Jacque Roberts lives and works in Houston, Texas. She is a wife, a mother, a teacher, a friend, a chocolate addict, a dog lover, a runner (ish), and a lover of writing.
I’m a working mom.
I’m an up at 6:00 a.m., get dressed in the dark, make a smoothie, grab a yogurt for lunch, and get out of the house by 6:45 kind of mom. My husband does all of the morning duties, and I get the afternoons. For me that means, rush out of work by 4:00 p.m., race across traffic to pick up my son, and frantically fight rush hour to get to some afterschool activity. Then, we get back in the car and repeat the same traffic nightmare as we head home, hoping to make and eat dinner at a decent time.
At a quick glance, this seems to sum up being a parent in today’s society, especially a working parent. There never seems to be enough time, and the schedule seems relentless.
If you had asked me in the very beginning of this parenting journey I might have summed up being a parent in one word, “busy.” But now, now as I get more into this “parenting thing”, I’m starting to realize that being a parent is really all about slowing everything down.
You see, before my son, I had the same busy schedule. Instead of rushing to afterschool activities, I was rushing to the gym or to meet a friend for coffee. I was still rushing. What I notice now though is that the rush has changed. On the outside it looks the same, but from where I am sitting it is much slower.
When my son wakes up the morning, he brings me a book to read him. That sweet boy climbs right into bed or plops down on the bathroom rug and demands, “Book! Mommy book.” And even though the clock is still ticking, and I still have to be out of the house in 45 minutes, I stop for just a minute and read some ridiculous story about trolls or llamas. For just a moment he slows down the rush of the world. For just a moment, I don’t feel busy.

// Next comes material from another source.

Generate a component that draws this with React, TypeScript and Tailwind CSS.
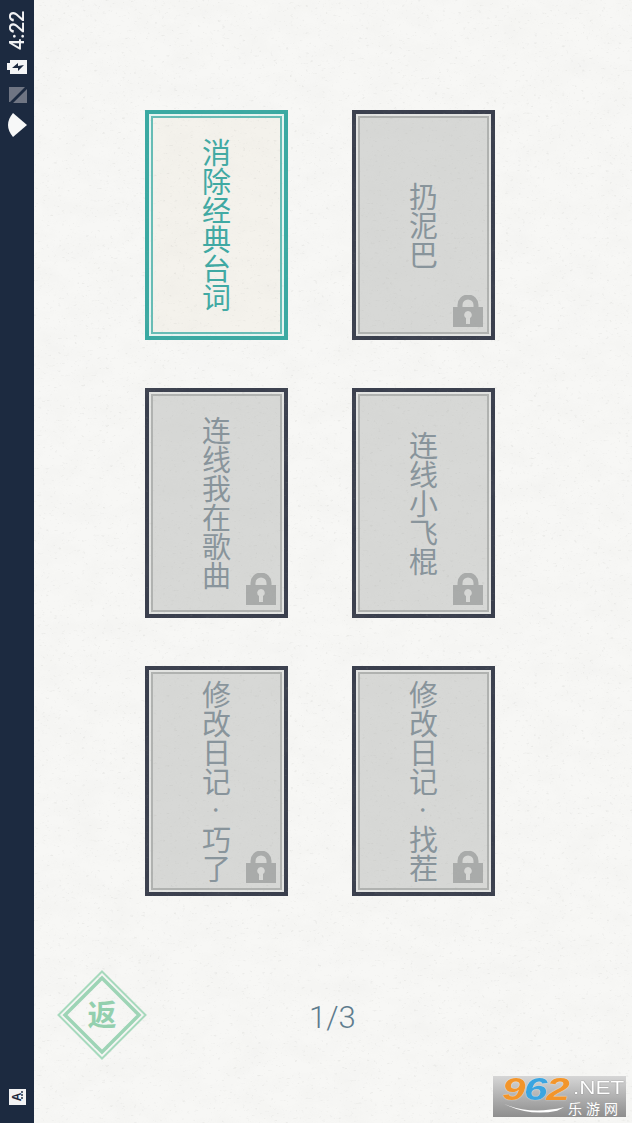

Then there’s the walk to the car in the afternoon when I pick him up from school. My mind is racing, and I can feel the tick of the clock as I think about where we need to be. But my boy, my boy doesn’t need to be anywhere. Instead of walking straight to the car, he has to hop on an off of every curb or raised parking lot divider we pass. Again, my world slows down. He insists that I hop as well, and for just a minute we are laughing like crazy, jumping around the parking lot.

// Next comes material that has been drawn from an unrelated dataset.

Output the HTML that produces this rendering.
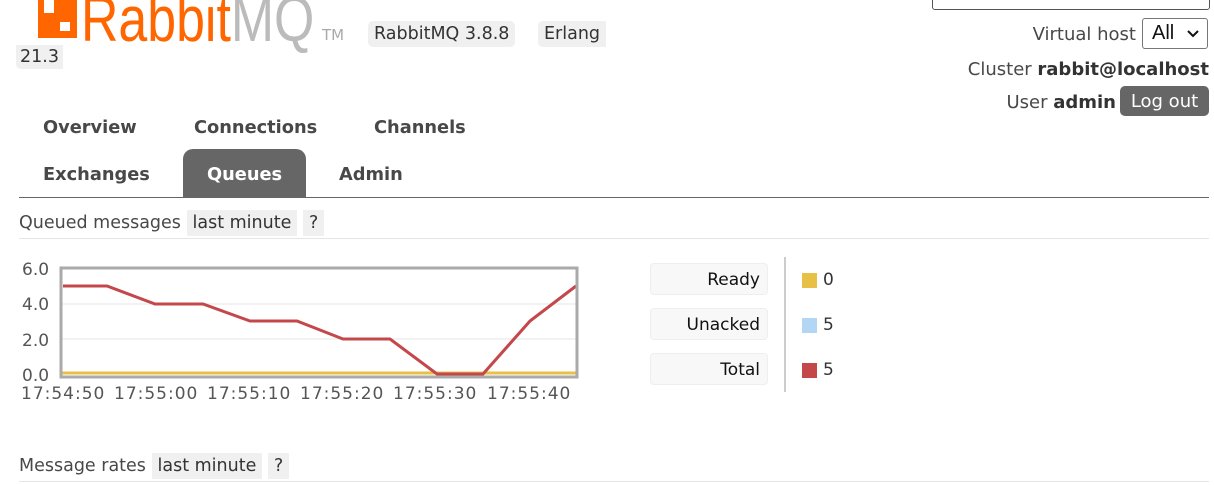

Kids have this way of making the constant hammering of the world around us stop. Instead of hammering, it feels like a subtle drum song begging us to dance. And you know what, slowing down feels good, taking just a minute to stop and enjoy the little things rarely makes us late, and it gives back that sense of control that is missing in the everyday race.

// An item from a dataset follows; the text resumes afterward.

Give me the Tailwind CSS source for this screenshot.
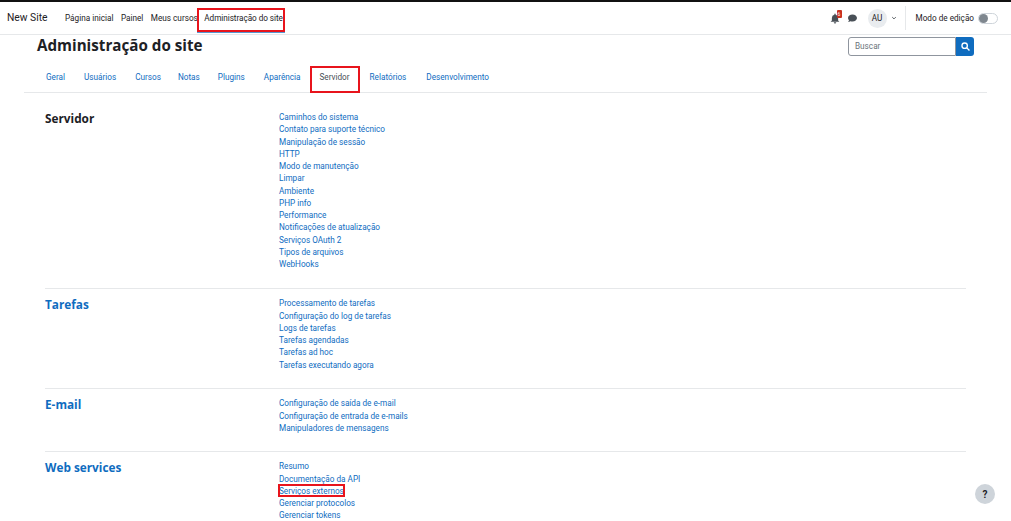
<!DOCTYPE html>
<html lang="pt-BR">
<head>
  <meta charset="UTF-8">
  <meta name="viewport" content="width=device-width, initial-scale=1.0">
  <title>Administração do site</title>
  <script src="https://cdn.jsdelivr.net/npm/@tailwindcss/browser@4"></script>
</head>
<body class="relative h-[521px] overflow-hidden bg-white font-['Roboto',sans-serif] text-[#1d2125]">
  <!-- navbar -->
  <header class="flex h-[35px] items-center border-t-2 border-b border-t-[#111] border-b-[#e6e8ea] pl-[7px] pr-[13px]">
    <span class="text-[10.3px] w-[58px]">New Site</span>
    <nav class="flex text-[8.2px] gap-[7.5px]">
      <a>Página inicial</a>
      <a>Painel</a>
      <a>Meus cursos</a>
      <a class="ml-[-1px] tracking-[-0.05px]">Administração do site</a>
    </nav>
    <div class="ml-auto flex items-center">
      <span class="relative mr-[4px] flex">
        <svg class="w-[10px] h-[11px]" viewBox="0 0 16 16" fill="#495057"><path d="M8 16a2 2 0 0 0 2-2H6a2 2 0 0 0 2 2zm5-5V7a5 5 0 0 0-4-4.9V1a1 1 0 0 0-2 0v1.100A5 5 0 0 0 3 7v4l-2 2h14z"/></svg>
        <span class="absolute left-[7px] top-[-3px] h-[8px] w-[5px] rounded-[1px] bg-[#ca3120] text-center text-[5px] leading-[8px] text-white">6</span>
      </span>
      <svg class="w-[9px] h-[9px] ml-[4px] mr-[11px]" viewBox="0 0 16 16" fill="#495057"><path d="M8 1C3.600 1 0 3.700 0 7.200c0 1.500.7 2.900 1.800 4-.3 1.200-1.100 2.300-1.800 3 1.600 0 3.100-.7 4.200-1.500 1.200.4 2.500.7 3.800.7 4.400 0 8-2.800 8-6.200S12.400 1 8 1z"/></svg>
      <span class="flex h-[19px] w-[19px] items-center justify-center rounded-full bg-[#e9ecef] text-[8.2px]">AU</span>
      <svg class="ml-[4px] w-[6px] h-[6px]" viewBox="0 0 10 10" fill="none" stroke="#495057" stroke-width="1.500"><path d="M2 3.500l3 3 3-3"/></svg>
      <span class="ml-[8px] mr-[10px] h-[24px] w-px bg-[#e6e8ea]"></span>
      <span class="text-[8.2px]">Modo de edição</span>
      <span class="ml-[4px] flex h-[11px] w-[20px] items-center rounded-full border border-[#ced4da] bg-white">
        <span class="h-[9px] w-[9px] rounded-full bg-[#7f878f]"></span>
      </span>
    </div>
  </header>

  <!-- page header -->
  <div class="flex h-[24px] items-center pl-[37px] pr-[37px] mt-[-1px]">
    <h1 class="font-['Open_Sans',sans-serif] text-[15.2px] font-bold leading-none">Administração do site</h1>
    <div class="ml-auto flex h-[19px] w-[126px]">
      <div class="flex flex-1 items-center rounded-l-[3px] border border-[#8f959e] pl-[6px] text-[8.2px] text-[#6a737b]">Buscar</div>
      <div class="flex w-[18px] items-center justify-center rounded-r-[3px] bg-[#0f6cbf]">
        <svg class="w-[9px] h-[9px]" viewBox="0 0 16 16" fill="none" stroke="#fff" stroke-width="2.400"><circle cx="6.500" cy="6.500" r="4.800"/><path d="M10 10l5 5"/></svg>
      </div>
    </div>
  </div>

  <!-- tabs -->
  <nav class="mx-[24px] mt-[5px] flex h-[30px] items-center border-b border-[#e6e8ea] pl-[22px] text-[8.2px] text-[#0f6cbf] gap-[19px]">
    <a>Geral</a>
    <a>Usuários</a>
    <a>Cursos</a>
    <a class="ml-[-2px]">Notas</a>
    <a class="ml-[-1px]">Plugins</a>
    <a>Aparência</a>
    <a class="text-[#495057]">Servidor</a>
    <a class="ml-[1px]">Relatórios</a>
    <a class="ml-[1px]">Desenvolvimento</a>
  </nav>

  <!-- sections -->
  <main class="mx-[45px] mt-[18px] w-[921px]">
    <section class="flex border-b border-[#e6e8ea] pb-[18px]">
      <h2 class="mt-[-1px] w-[234px] font-['Open_Sans',sans-serif] text-[11.8px] font-bold leading-[16px] text-[#1d2125]">Servidor</h2>
      <ul class="text-[8.2px] leading-[12.25px] text-[#0f6cbf]">
        <li>Caminhos do sistema</li>
        <li>Contato para suporte técnico</li>
        <li>Manipulação de sessão</li>
        <li>HTTP</li>
        <li>Modo de manutenção</li>
        <li>Limpar</li>
        <li>Ambiente</li>
        <li>PHP info</li>
        <li>Performance</li>
        <li>Notificações de atualização</li>
        <li>Serviços OAuth 2</li>
        <li>Tipos de arquivos</li>
        <li>WebHooks</li>
      </ul>
    </section>
    <section class="flex border-b border-[#e6e8ea] pt-[8px] pb-[17.5px]">
      <h2 class="mt-[-1px] w-[234px] font-['Open_Sans',sans-serif] text-[11.8px] font-bold leading-[16px] text-[#0f6cbf]">Tarefas</h2>
      <ul class="text-[8.2px] leading-[12.25px] text-[#0f6cbf]">
        <li>Processamento de tarefas</li>
        <li>Configuração do log de tarefas</li>
        <li>Logs de tarefas</li>
        <li>Tarefas agendadas</li>
        <li>Tarefas ad hoc</li>
        <li>Tarefas executando agora</li>
      </ul>
    </section>
    <section class="flex border-b border-[#e6e8ea] pt-[8px] pb-[17.25px]">
      <h2 class="mt-[-1px] w-[234px] font-['Open_Sans',sans-serif] text-[11.8px] font-bold leading-[16px] text-[#0f6cbf]">E-mail</h2>
      <ul class="text-[8.2px] leading-[12.25px] text-[#0f6cbf]">
        <li>Configuração de saída de e-mail</li>
        <li>Configuração de entrada de e-mails</li>
        <li>Manipuladores de mensagens</li>
      </ul>
    </section>
    <section class="flex pt-[8px]">
      <h2 class="mt-[-1px] w-[234px] font-['Open_Sans',sans-serif] text-[11.8px] font-bold leading-[16px] text-[#0f6cbf]">Web services</h2>
      <ul class="text-[8.2px] leading-[12.25px] text-[#0f6cbf]">
        <li>Resumo</li>
        <li>Documentação da API</li>
        <li>Serviços externos</li>
        <li>Gerenciar protocolos</li>
        <li>Gerenciar tokens</li>
      </ul>
    </section>
  </main>

  <!-- help button -->
  <div class="absolute left-[975px] top-[484px] flex h-[20px] w-[20px] items-center justify-center rounded-full bg-[#ced4da] text-[10px] font-bold">?</div>

  <!-- active nav underline + red annotation boxes -->
  <div class="absolute left-[197px] top-[32px] h-px w-[88px] bg-[#0f6cbf]/70"></div>
  <div class="absolute left-[197px] top-[8px] h-[24px] w-[88px] border-2 border-[#e8141c]"></div>
  <div class="absolute left-[310px] top-[66px] h-[27px] w-[50px] border-2 border-[#e8141c]"></div>
  <div class="absolute left-[278px] top-[484px] h-[13px] w-[67px] border-2 border-[#e8141c]"></div>
</body>
</html>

So, if you want to know if my life is busier as a parent, the answer is no. My life is slower. We slow down to point out the moon as it rises each night, even if we stop at the stop sign for just a minute longer. We slow down in the parking lot of the grocery store to pick up rocks, even though it may mean a trip to the bathroom to wash our hands. We stop and dance wherever we are whenever we hear music.
Yes, everything is slower, but slower is where the good stuff is; slower is what makes each day worth doing again and again at such a relentless pace.